In a bizarre turn of events, SCO has sued IBM for not less than $1 billion, claiming IBM willfully destroyed SCO’s business by handing its intellectual property over to the Linux movement.
SCO’s version of history is a very strange one, talking about a large market for x86 Unix that IBM stole from it. Which brings up a question: what large market for x86 Unix?
In the mid 1990s, if you wanted to run a server on x86 hardware, you ran Novell Netware, or, increasingly, Windows NT. SCO’s products were around, but they were niche products even then. When you thought about Unix on x86 in 1995, Linux and FreeBSD were as likely to come to mind as UnixWare or Xenix–the two Unix products that ended up in SCO’s possession.
It’s 2003 and people are thinking really seriously about Unix on x86, probably more seriously than they were thinking about it in the mid 1980s when Microsoft was pushing Xenix.
The way SCO tells it, comparing Linux to Unix before IBM came around was like comparing a bicycle to a limo. But by 1997, Linux was getting mention in magazines that wouldn’t dream of talking about anything SCO was selling. And that was three years before IBM started spending billions on Linux.
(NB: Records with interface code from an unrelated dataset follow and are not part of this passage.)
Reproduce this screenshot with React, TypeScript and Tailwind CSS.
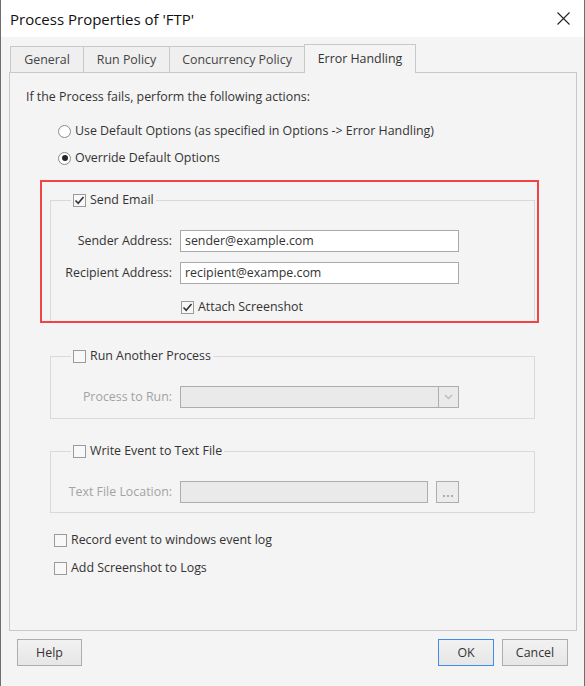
import React from "react"

const font = { fontFamily: '"Open Sans", "Noto Sans", sans-serif' }

function Radio({ checked }: { checked?: boolean }) {
    return (
        <span className="flex items-center justify-center w-[13px] h-[13px] rounded-full border border-[#8a8a8a] bg-white shrink-0">
            {checked && <span className="w-[6px] h-[6px] rounded-full bg-[#262626]" />}
        </span>
    )
}

function Check({ checked }: { checked?: boolean }) {
    return (
        <span className="flex items-center justify-center w-[13px] h-[13px] border border-[#9a9a9a] bg-[#f8f8f8] shrink-0">
            {checked && (
                <svg width="11" height="11" viewBox="0 0 11 11">
                    <path d="M1.5 5.5 L4.2 8.3 L9.5 2" fill="none" stroke="#333" strokeWidth="1.6" />
                </svg>
            )}
        </span>
    )
}

function Tab({ label, active, w }: { label: string; active?: boolean; w: string }) {
    return (
        <div
            className={
                active
                    ? `${w} h-[29px] -mb-px flex items-center justify-center border border-b-0 border-[#c8c8c8] bg-[#f4f4f4] text-[#333] relative z-10`
                    : `${w} h-[26px] flex items-center justify-center border border-r-0 border-b-0 border-[#c8c8c8] bg-[#efefef] text-[#444]`
            }
        >
            {label}
        </div>
    )
}

function Field({ label, value }: { label: string; value?: string }) {
    return (
        <div className="flex items-center">
            <div className="w-[127px] text-right pr-[8px] text-[#333]">{label}</div>
            <div className="w-[279px] h-[22px] flex items-center px-[4px] border border-[#a9a9a9] bg-white text-[#333]">
                {value}
            </div>
        </div>
    )
}

export default function App() {
    return (
        <div className="w-[585px] h-[686px] bg-[#f4f4f4] border-x border-[#6e6e6e] flex flex-col text-[12.4px] leading-[16px]" style={font}>
            {/* Title bar */}
            <div className="h-[37px] bg-white flex items-center justify-between pl-[9px] pr-[14px] shrink-0">
                <span className="text-[15px] text-[#111]">Process Properties of 'FTP'</span>
                <svg width="13" height="13" viewBox="0 0 13 13">
                    <path d="M0.5 0.5 L12.5 12.5 M12.5 0.5 L0.5 12.5" stroke="#222" strokeWidth="1.1" />
                </svg>
            </div>

            {/* Tabs */}
            <div className="flex items-end ml-[9px] mt-[7px]">
                <Tab label="General" w="w-[73px]" />
                <Tab label="Run Policy" w="w-[86px]" />
                <Tab label="Concurrency Policy" w="w-[135px]" />
                <Tab label="Error Handling" w="w-[112px]" active />
            </div>

            {/* Panel */}
            <div className="ml-[8px] w-[568px] h-[559px] border border-[#c8c8c8] bg-[#f4f4f4] pt-[16px] text-[#333]">
                <div className="pl-[16px]">If the Process fails, perform the following actions:</div>

                <div className="flex items-center gap-[4px] ml-[48px] mt-[18px]">
                    <Radio />
                    <span>Use Default Options (as specified in Options -&gt; Error Handling)</span>
                </div>
                <div className="flex items-center gap-[4px] ml-[48px] mt-[11px]">
                    <Radio checked />
                    <span>Override Default Options</span>
                </div>

                {/* Highlighted Send Email group */}
                <div className="ml-[30px] mt-[14px] w-[499px] h-[143px] border-2 border-[#f24444] pt-[10px] pl-[8px]">
                    <fieldset className="w-[485px] h-[129px] border border-b-0 border-[#d9d9d9] pl-[2px]">
                        <legend className="ml-[18px] px-[2px] flex items-center gap-[4px]">
                            <Check checked />
                            <span>Send Email</span>
                        </legend>
                        <div className="mt-[22px] flex flex-col gap-[10px]">
                            <Field label="Sender Address:" value="sender@example.com" />
                            <Field label="Recipient Address:" value="recipient@exampe.com" />
                        </div>
                        <div className="flex items-center gap-[4px] ml-[128px] mt-[15px]">
                            <Check checked />
                            <span>Attach Screenshot</span>
                        </div>
                    </fieldset>
                </div>

                {/* Run Another Process */}
                <fieldset className="ml-[40px] mt-[25px] w-[485px] h-[71px] border border-[#d9d9d9] pl-[2px]">
                    <legend className="ml-[18px] px-[2px] flex items-center gap-[4px]">
                        <Check />
                        <span>Run Another Process</span>
                    </legend>
                    <div className="mt-[22px] flex items-center">
                        <div className="w-[127px] text-right pr-[8px] text-[#a3a3a3]">Process to Run:</div>
                        <div className="w-[279px] h-[22px] flex border border-[#adadad] bg-[#eaeaea]">
                            <div className="flex-1" />
                            <div className="w-[20px] border-l border-[#adadad] flex items-center justify-center">
                                <svg width="9" height="6" viewBox="0 0 9 6">
                                    <path d="M1 1 L4.5 4.5 L8 1" fill="none" stroke="#bdbdbd" strokeWidth="1.5" />
                                </svg>
                            </div>
                        </div>
                    </div>
                </fieldset>

                {/* Write Event to Text File */}
                <fieldset className="ml-[40px] mt-[24px] w-[485px] h-[70px] border border-[#d9d9d9] pl-[2px]">
                    <legend className="ml-[18px] px-[2px] flex items-center gap-[4px]">
                        <Check />
                        <span>Write Event to Text File</span>
                    </legend>
                    <div className="mt-[22px] flex items-center">
                        <div className="w-[127px] text-right pr-[8px] text-[#a3a3a3]">Text File Location:</div>
                        <div className="w-[248px] h-[22px] border border-[#adadad] bg-[#eaeaea]" />
                        <div className="ml-[8px] w-[23px] h-[22px] border border-[#adadad] bg-[#ececec] flex items-end justify-center pb-[5px]">
                            <span className="flex gap-[2px]">
                                <span className="w-[2px] h-[2px] bg-[#aaa]" />
                                <span className="w-[2px] h-[2px] bg-[#aaa]" />
                                <span className="w-[2px] h-[2px] bg-[#aaa]" />
                            </span>
                        </div>
                    </div>
                </fieldset>

                <div className="flex items-center gap-[4px] ml-[44px] mt-[19px]">
                    <Check />
                    <span>Record event to windows event log</span>
                </div>
                <div className="flex items-center gap-[4px] ml-[44px] mt-[12px]">
                    <Check />
                    <span>Add Screenshot to Logs</span>
                </div>
            </div>

            {/* Buttons */}
            <div className="flex items-center mt-[8px] pl-[16px] pr-[16px] text-[#333]">
                <button className="w-[65px] h-[27px] border border-[#adadad] bg-gradient-to-b from-[#f2f2f2] to-[#e6e6e6]">Help</button>
                <div className="flex-1" />
                <button className="w-[56px] h-[27px] border border-[#3d8ee8] bg-gradient-to-b from-[#f2f2f2] to-[#e6e6e6]">OK</button>
                <button className="ml-[8px] w-[66px] h-[27px] border border-[#adadad] bg-gradient-to-b from-[#f2f2f2] to-[#e6e6e6]">Cancel</button>
            </div>
        </div>
    )
}
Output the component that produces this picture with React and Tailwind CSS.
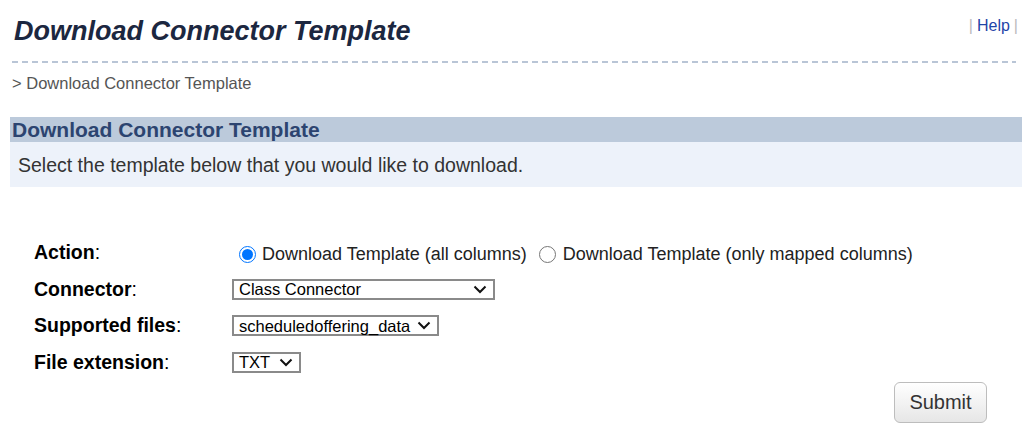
import React from "react";

function Chevron() {
  return (
    <svg width="14" height="9" viewBox="0 0 14 9" className="shrink-0">
      <path d="M1.5 1.5 L7 7 L12.5 1.5" fill="none" stroke="#111" strokeWidth="2" />
    </svg>
  );
}

function FakeSelect({ value, width }) {
  return (
    <div
      className="flex items-center justify-between h-[21px] border-2 border-[#8a8a8a] bg-white pl-[5px] pr-[6px] text-[16.5px] leading-none text-black"
      style={{ width }}
    >
      <span>{value}</span>
      <Chevron />
    </div>
  );
}

function Radio({ checked }) {
  return checked ? (
    <span className="block w-[17px] h-[17px] rounded-full border border-[#0075ff] flex items-center justify-center bg-white shrink-0">
      <span className="block w-[11px] h-[11px] rounded-full bg-[#0075ff]" />
    </span>
  ) : (
    <span className="block w-[17px] h-[17px] rounded-full border border-[#767676] bg-white shrink-0" />
  );
}

export default function App() {
  return (
    <div className="w-[1028px] h-[444px] bg-white overflow-hidden font-['Liberation_Sans',Arial,sans-serif]">
      <div className="flex justify-between items-start pl-[14px] pr-[10px] pt-[16px]">
        <h1 className="text-[27px] leading-[30px] font-bold italic text-[#1c2740]">
          Download Connector Template
        </h1>
        <div className="text-[16px] leading-[18px] pt-[1px]">
          <span className="text-[#bbbbbb]">|</span>
          <span className="text-[#1f45a8] px-[4px]">Help</span>
          <span className="text-[#bbbbbb]">|</span>
        </div>
      </div>
      <div className="mx-[12px] mt-[15px] h-[2px] bg-[linear-gradient(to_right,#b9c5d6_6px,transparent_6px)] bg-[length:10px_2px]" />
      <div className="pl-[12px] mt-[11px] text-[16.5px] leading-[19px] text-[#555555]">
        &gt; Download Connector Template
      </div>
      <div className="ml-[10px] mr-[6px] mt-[24px]">
        <div className="h-[25px] bg-[#bccadb] pl-[2px] flex items-center text-[21px] font-bold text-[#2c4470]">
          Download Connector Template
        </div>
        <div className="h-[45px] bg-[#edf2fa] pl-[8px] pt-[2px] flex items-center text-[19.5px] text-[#333333]">
          Select the template below that you would like to download.
        </div>
      </div>
      <div className="pl-[34px] mt-[48px] text-[19.5px] text-black">
        <div className="flex items-center h-[36px]">
          <div className="w-[198px]"><b>Action</b>:</div>
          <div className="flex items-center pt-[3px] text-[18px]">
            <span className="ml-[7px] mr-[6px]"><Radio checked /></span>
            <span className="text-[#222]">Download Template (all columns)</span>
            <span className="ml-[12px] mr-[7px]"><Radio /></span>
            <span className="text-[#222]">Download Template (only mapped columns)</span>
          </div>
        </div>
        <div className="flex items-center h-[36.5px]">
          <div className="w-[198px]"><b>Connector</b>:</div>
          <FakeSelect value="Class Connector" width={263} />
        </div>
        <div className="flex items-center h-[36.5px]">
          <div className="w-[198px]"><b>Supported files</b>:</div>
          <FakeSelect value="scheduledoffering_data" width={207} />
        </div>
        <div className="flex items-center h-[36.5px]">
          <div className="w-[198px]"><b>File extension</b>:</div>
          <FakeSelect value="TXT" width={69} />
        </div>
      </div>
      <div className="flex justify-end pr-[41px] mt-[1px]">
        <button className="w-[93px] h-[41px] rounded-[6px] border border-[#bdbdbd] bg-[linear-gradient(to_bottom,#ffffff,#e6e6e6)] text-[20px] text-[#333333]">
          Submit
        </button>
      </div>
    </div>
  );
}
Now keep in mind that SCO was a sinking Unix vendor that got bought out by Caldera, a sinking Linux vendor, who woke up one day and realized they were actually making a pittance off SCO Unix, as opposed to the money they were losing off Linux, so they changed their name back to SCO. But SCO is Caldera. And in the early days of Linux, Caldera was the #2 Linux vendor, behind Red Hat. Now they’re badmouthing those early days. I guess that tells you how much regard SCO has for Caldera Linux. Not that I held it in much regard either. The installation program let you play Tetris while it installed, and I thought that was pretty cool. Unfortunately it turned out to be the best thing about it. So I formatted the drive and installed Red Hat 6 and never paid attention to Caldera again.
Today there is a large market for x86 Unix. But pre-Caldera SCO didn’t have much to do with it. Caldera played a minimal role. Post-merger SCO has even less to do with it. IBM had a role, but its psychological role played a much bigger part than the code it’s contributed. IBM gave it legitimacy. It’s one thing when a second-rate startup like Caldera stands behind a new operating system. It’s quite another when white-collared IBM stands behind it.
I read some speculation that what SCO is really trying to do is blackmail IBM into just acquiring the company rather than bothering with the nuisance lawsuit. Considering their market capitalization is a piddly $35.2 million, and that’s after a 40% surge that followed this lawsuit, that sounds like a pretty likely bet to me.